Planning a hiking holiday in Germany is a cinch, with a number of the Fernwanderwege offering apps and GPX downloads for easy planning. It’s all a blissful digital aberration in a country notorious for its love of fax machines.

So find a Steig or Weg that speaks to you, grab your boots and pack a rucksack for a worry-free ramble around vineyards, castles, mountains and lakes before kicking back at the village Stube with a glass of local wine or a pint and some tavern fare. After a day on the trails, you’ve earned it.

Find your Fernwanderweg

Wanderbares Deutschland offers the most extensive look at Germany’s long-distance hiking portfolio.

A quick look at the digital map shows that although you can find something in every corner of the country, the western and south-western corners of the country offer the most options. You’ll find hilly, forested trails in western and central Germany, with the Black Forest, Allgäu, and Bavaria hosting the more mountainous routes.

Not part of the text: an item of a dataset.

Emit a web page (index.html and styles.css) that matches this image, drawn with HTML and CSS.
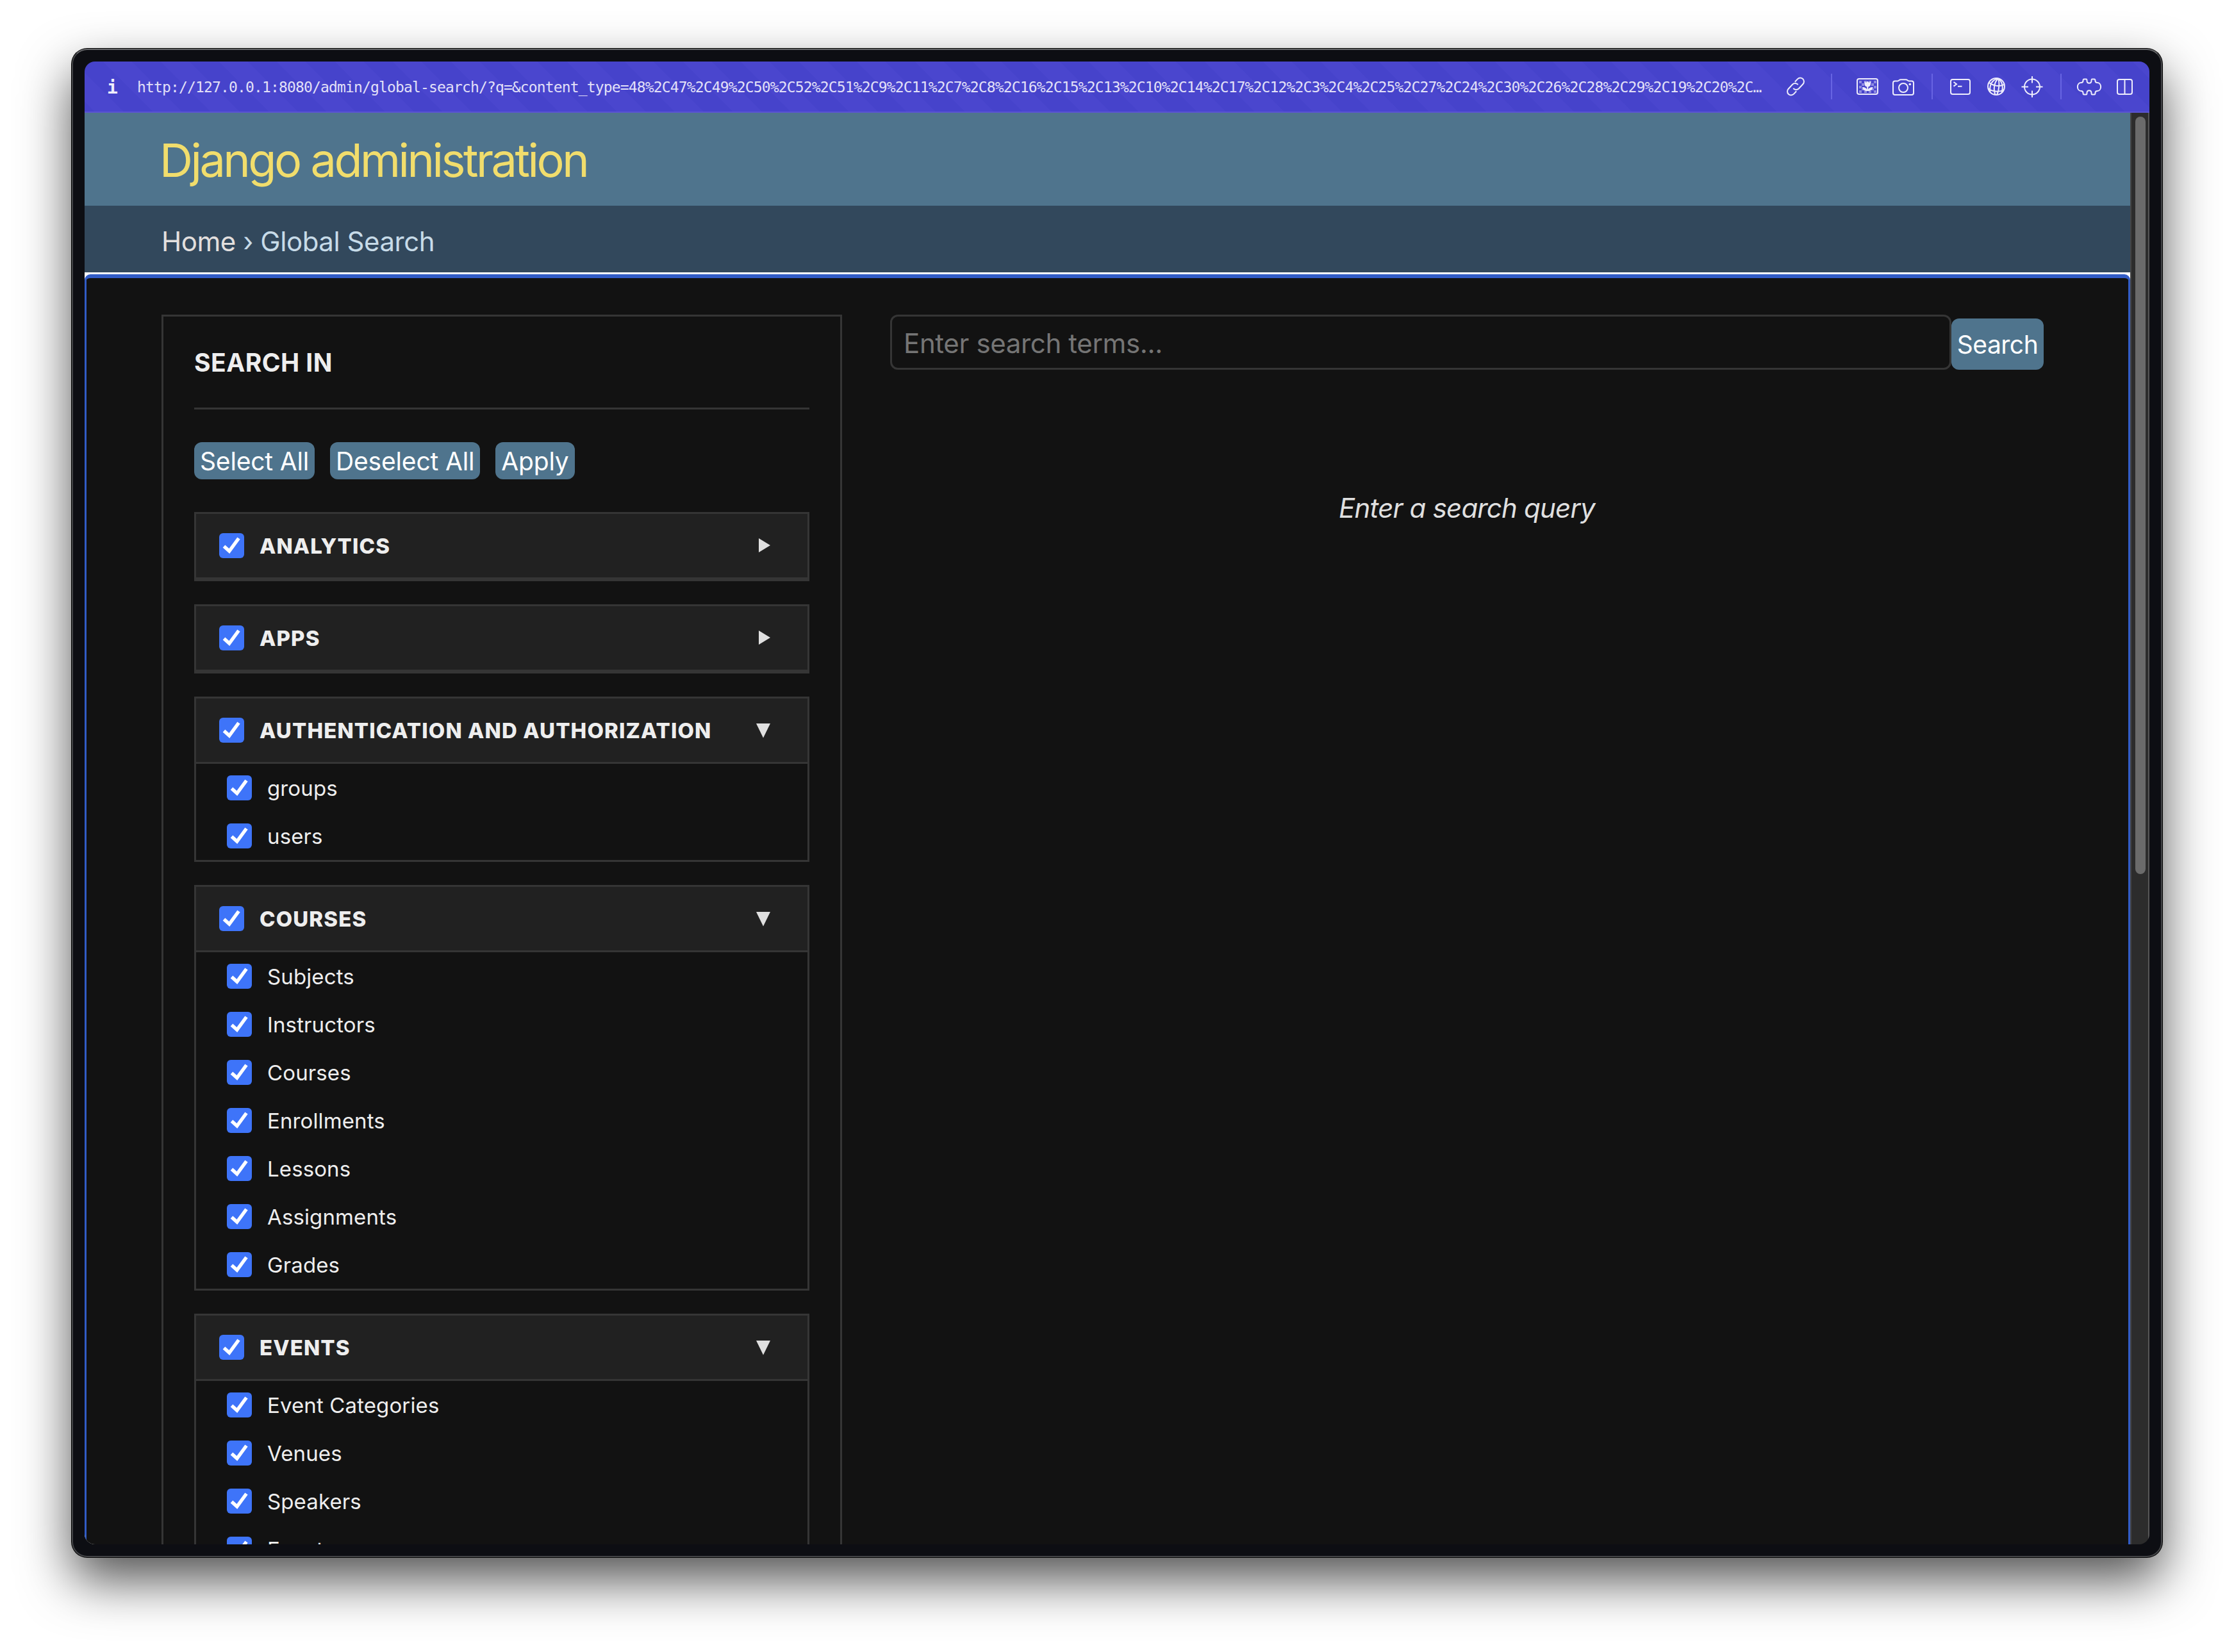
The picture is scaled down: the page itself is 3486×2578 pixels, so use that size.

Once you have an idea of where you want to head, look at the websites of regional tourism boards. They’re also happy to answer questions. Not only do states and cities have their own tourist boards, but many of the long-distance hiking trails do, too – often with English websites. For instance, if images of stone castles and vineyards along the Moselsteig catch your eye, Google “Moselsteig” and you’ll find the official English page, with more about the stages and, in many cases, download GPX files.

Getting to your trailhead

There’s no hard and fast rule, but some places to stay in villages along a long-distance hiking trail often charge a couple of euros tourist tax on top of the nightly rate. This buys walkers free public transportation within the region, so you can keep your luggage in one spot and use the train to reach the start of each day’s hike. Ask your host or hotelier if there are any travel discounts where you’re staying.